2/"...in was at 38th and Oakland, and I would walk on a regular basis to the corner of 38th and Chicago. I knew that corner like the back of my hand. I was the Council member representing that area in the early 80s...I watched and participated with my constituents in the...
3/"...transformation of Lake Street. Remember it was a corridor of adult book stores and pornography...and we ran all those businesses out of there and brought him a whole new Lake Street, Chicago and Lake, that burned (last month). This my neighborhood that I represented....
4/"...the area down by Hiawatha and Lake Street. This was a part of our plan as South Side representatives to rebuild that corridor. So much of the work that I did over the 18 years I was in City Hall I watched burn up in those two nights. And I will tell you I was furious....
5/"...I was so furious that I got on the phone and I called everybody that I could to say, 'Where is the city? Who's out here in front of the crowd and helping the crowd to know you can't do that here? Protest yes, but you cannot burn our community down.' I was angry...I was...

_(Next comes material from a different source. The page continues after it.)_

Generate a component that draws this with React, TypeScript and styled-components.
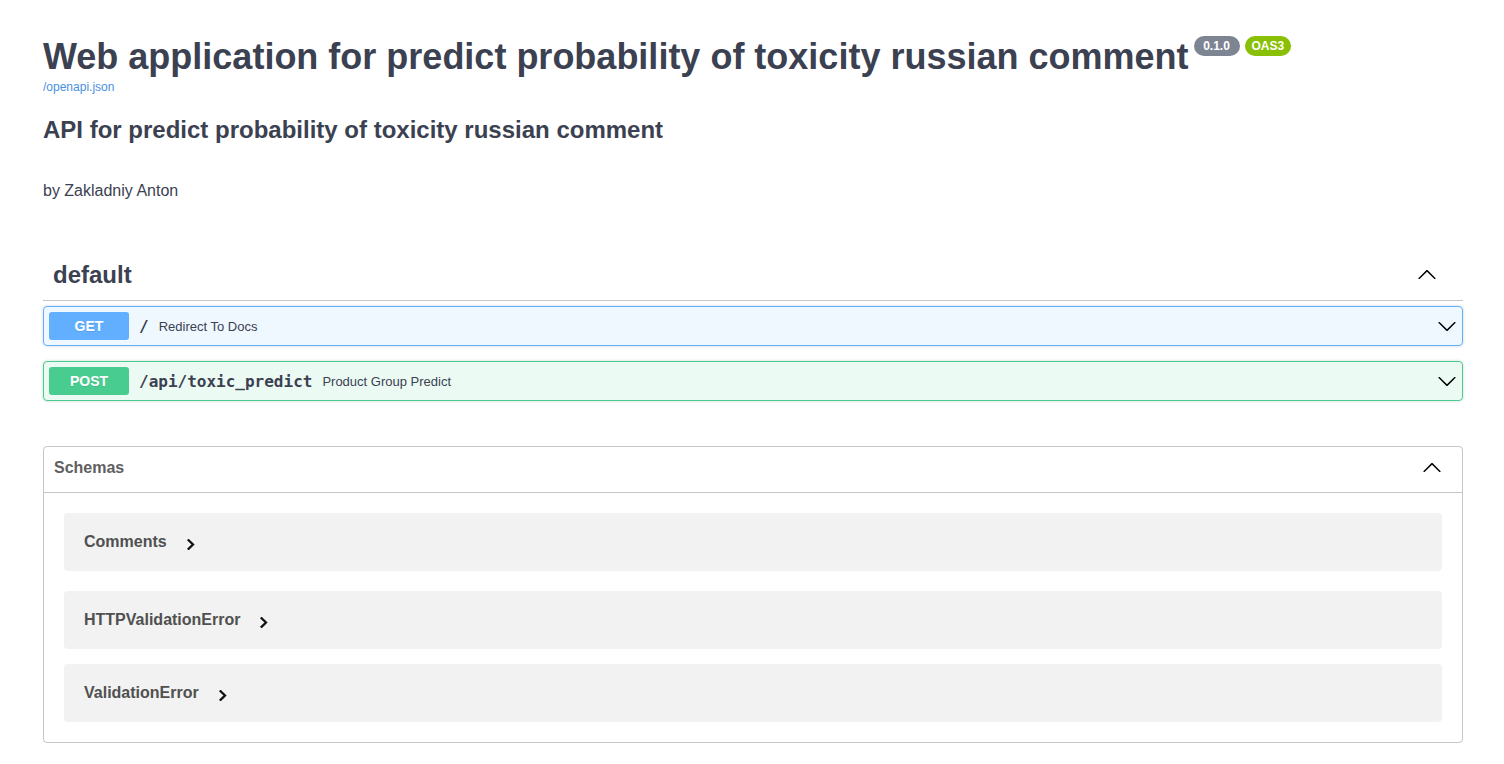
import React from "react";
import styled, { createGlobalStyle, css } from "styled-components";

const GlobalStyle = createGlobalStyle`
  html, body { margin: 0; padding: 0; background: #ffffff; }
  body { font-family: "Liberation Sans", Arial, sans-serif; color: #3b4151; }
  * { box-sizing: border-box; }
`;

const Wrapper = styled.div`
  max-width: 1460px;
  margin: 0 auto;
  padding: 0 19px 40px 21px;
`;

const Info = styled.section`
  padding-top: 36px;
`;

const TitleRow = styled.div`
  display: flex;
  align-items: flex-start;
`;

const Title = styled.h2`
  margin: 0;
  font-size: 36px;
  line-height: 41px;
  font-weight: 700;
  color: #3b4151;
`;

const Badge = styled.span<{ $variant?: "version" | "oas" }>`
  display: inline-block;
  margin: 0 0 0 5px;
  min-width: 46px;
  padding: 3px 7px;
  border-radius: 57px;
  background: ${(p) => (p.$variant === "oas" ? "#89bf04" : "#7d8492")};
  color: #ffffff;
  font-size: 12px;
  line-height: 14px;
  font-weight: 700;
  text-align: center;
`;

const SpecLink = styled.a`
  display: block;
  margin-top: 3px;
  font-size: 12px;
  line-height: 14px;
  color: #4990e2;
  text-decoration: none;
`;

const Description = styled.h2`
  margin: 22px 0 0;
  font-size: 24px;
  line-height: 28px;
  font-weight: 700;
  color: #3b4151;
`;

const Author = styled.p`
  margin: 38px 0 0;
  font-size: 16px;
  line-height: 18px;
  color: #3b4151;
`;

const TagSection = styled.section`
  margin-top: 52px;
`;

const TagHeader = styled.h3`
  display: flex;
  align-items: center;
  margin: 0 0 5px;
  padding: 9px 20px 11px 10px;
  border-bottom: 1px solid rgba(59, 65, 81, 0.3);
`;

const TagName = styled.span`
  flex: 1;
  font-size: 24px;
  line-height: 28px;
  font-weight: 700;
  color: #3b4151;
`;

const IconButton = styled.button<{ $padRight?: number; $shiftY?: number }>`
  display: flex;
  align-items: center;
  justify-content: center;
  border: none;
  background: none;
  padding: 0 ${(p) => p.$padRight ?? 0}px 0 0;
  margin: ${(p) => p.$shiftY ?? 0}px 0 0;
  color: #000000;
  cursor: pointer;
`;

const OperationList = styled.div`
  display: flex;
  flex-direction: column;
  gap: 15px;
`;

const methodColors = {
  get: "97, 175, 254",
  post: "73, 204, 144",
};

type Method = keyof typeof methodColors;

const Operation = styled.div<{ $method: Method }>`
  display: flex;
  align-items: center;
  padding: 5px;
  border-radius: 4px;
  ${(p) => css`
    border: 1px solid rgb(${methodColors[p.$method]});
    background: rgba(${methodColors[p.$method]}, 0.1);
  `}
  box-shadow: 0 0 3px rgba(0, 0, 0, 0.19);
`;

const MethodBadge = styled.span<{ $method: Method }>`
  min-width: 80px;
  padding: 6px 0;
  border-radius: 3px;
  background: rgb(${(p) => methodColors[p.$method]});
  color: #ffffff;
  font-size: 14px;
  line-height: 16px;
  font-weight: 700;
  text-align: center;
  text-shadow: 0 1px 0 rgba(0, 0, 0, 0.1);
`;

const Path = styled.span`
  padding: 0 10px;
  font-family: "DejaVu Sans Mono", "Liberation Mono", monospace;
  font-size: 16px;
  font-weight: 700;
  color: #3b4151;
`;

const Summary = styled.span`
  flex: 1;
  font-size: 13px;
  color: #3b4151;
`;

const Models = styled.section`
  margin-top: 45px;
  border: 1px solid rgba(59, 65, 81, 0.3);
  border-radius: 4px;
`;

const ModelsHeader = styled.h4`
  display: flex;
  align-items: flex-start;
  margin: 0;
  padding: 10px 20px 10px 10px;
  border-bottom: 1px solid rgba(59, 65, 81, 0.3);
`;

const ModelsTitle = styled.span`
  flex: 1;
  padding-top: 2px;
  font-size: 16px;
  line-height: 18px;
  font-weight: 700;
  color: #606060;
`;

const ModelsToggle = styled.button`
  display: flex;
  align-items: flex-start;
  height: 25px;
  padding: 1px 0 0;
  border: none;
  background: none;
  cursor: pointer;
`;

const ModelList = styled.div`
  padding-bottom: 5px;
`;

const ModelContainer = styled.div`
  display: flex;
  align-items: center;
  height: 58px;
  margin: 0 20px 15px;
  padding: 0 20px;
  border-radius: 4px;
  background: rgba(0, 0, 0, 0.05);

  &:first-of-type {
    margin: 20px;
  }
`;

const ModelTitle = styled.span`
  font-size: 16px;
  line-height: 18px;
  font-weight: 700;
  color: #505050;
`;

const ModelToggle = styled.span`
  display: inline-flex;
  margin: 4px 0 0 20px;
`;

const ChevronDown = () => (
  <svg width="20" height="20" viewBox="0 0 20 20" aria-hidden="true">
    <path
      fill="#000"
      d="M17.418 6.109c.272-.268.709-.268.979 0s.271.701 0 .969l-7.908 7.83c-.27.268-.707.268-.979 0l-7.908-7.83c-.27-.268-.27-.701 0-.969.271-.268.709-.268.979 0L10 13.25l7.418-7.141z"
    />
  </svg>
);

const ChevronUp = () => (
  <svg width="20" height="20" viewBox="0 0 20 20" aria-hidden="true">
    <path
      fill="#000"
      d="M2.582 13.891c-.272.268-.709.268-.979 0s-.271-.701 0-.969l7.908-7.830c.27-.268.707-.268.979 0l7.908 7.830c.27.268.27.701 0 .969-.271.268-.709.268-.979 0L10 6.750l-7.418 7.141z"
    />
  </svg>
);

const ChevronRight = () => (
  <svg width="8" height="11" viewBox="0 0 8 11" aria-hidden="true">
    <polyline
      points="1.6,1.2 6,5.5 1.6,9.8"
      fill="none"
      stroke="#111"
      strokeWidth="2.3"
      strokeLinecap="square"
    />
  </svg>
);

const operations: { method: Method; path: string; summary: string }[] = [
  { method: "get", path: "/", summary: "Redirect To Docs" },
  { method: "post", path: "/api/toxic_predict", summary: "Product Group Predict" },
];

const schemas = ["Comments", "HTTPValidationError", "ValidationError"];

export default function App() {
  return (
    <>
      <GlobalStyle />
      <Wrapper>
        <Info>
          <TitleRow>
            <Title>Web application for predict probability of toxicity russian comment</Title>
            <Badge>0.1.0</Badge>
            <Badge $variant="oas">OAS3</Badge>
          </TitleRow>
          <SpecLink href="#">/openapi.json</SpecLink>
          <Description>API for predict probability of toxicity russian comment</Description>
          <Author>by Zakladniy Anton</Author>
        </Info>

        <TagSection>
          <TagHeader>
            <TagName>default</TagName>
            <IconButton $padRight={6} $shiftY={-1} aria-label="Collapse operation">
              <ChevronUp />
            </IconButton>
          </TagHeader>
          <OperationList>
            {operations.map((op) => (
              <Operation key={op.path} $method={op.method}>
                <MethodBadge $method={op.method}>{op.method.toUpperCase()}</MethodBadge>
                <Path>{op.path}</Path>
                <Summary>{op.summary}</Summary>
                <IconButton aria-label="Expand operation">
                  <ChevronDown />
                </IconButton>
              </Operation>
            ))}
          </OperationList>
        </TagSection>

        <Models>
          <ModelsHeader>
            <ModelsTitle>Schemas</ModelsTitle>
            <ModelsToggle aria-label="Collapse schemas">
              <ChevronUp />
            </ModelsToggle>
          </ModelsHeader>
          <ModelList>
            {schemas.map((name) => (
              <ModelContainer key={name}>
                <ModelTitle>{name}</ModelTitle>
                <ModelToggle>
                  <ChevronRight />
                </ModelToggle>
              </ModelContainer>
            ))}
          </ModelList>
        </Models>
      </Wrapper>
    </>
  );
}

6/"...really upset about it. I've been in conversations with some of my old team members and we were asking ourselves the question: Who was running the emergency command center? We did a lot of scenario planning around all kinds of catastrophes. This was a major one but there...
7/"...should have been a game plan for how the city was gonna handle this, and I don't know if there was, and that disturbs me greatly. Everybody can make a mistake. I probably had a whole list of mistakes that can people can start challenging me on about my service...
8/"...to the city, but I thought our initial response was poor....I'm not gonna put that just on Jacob (Frey), but the city's response was inadequate....look at the wage of the damage. It's just horrific...they burned down an affordable housing unit that was under construction...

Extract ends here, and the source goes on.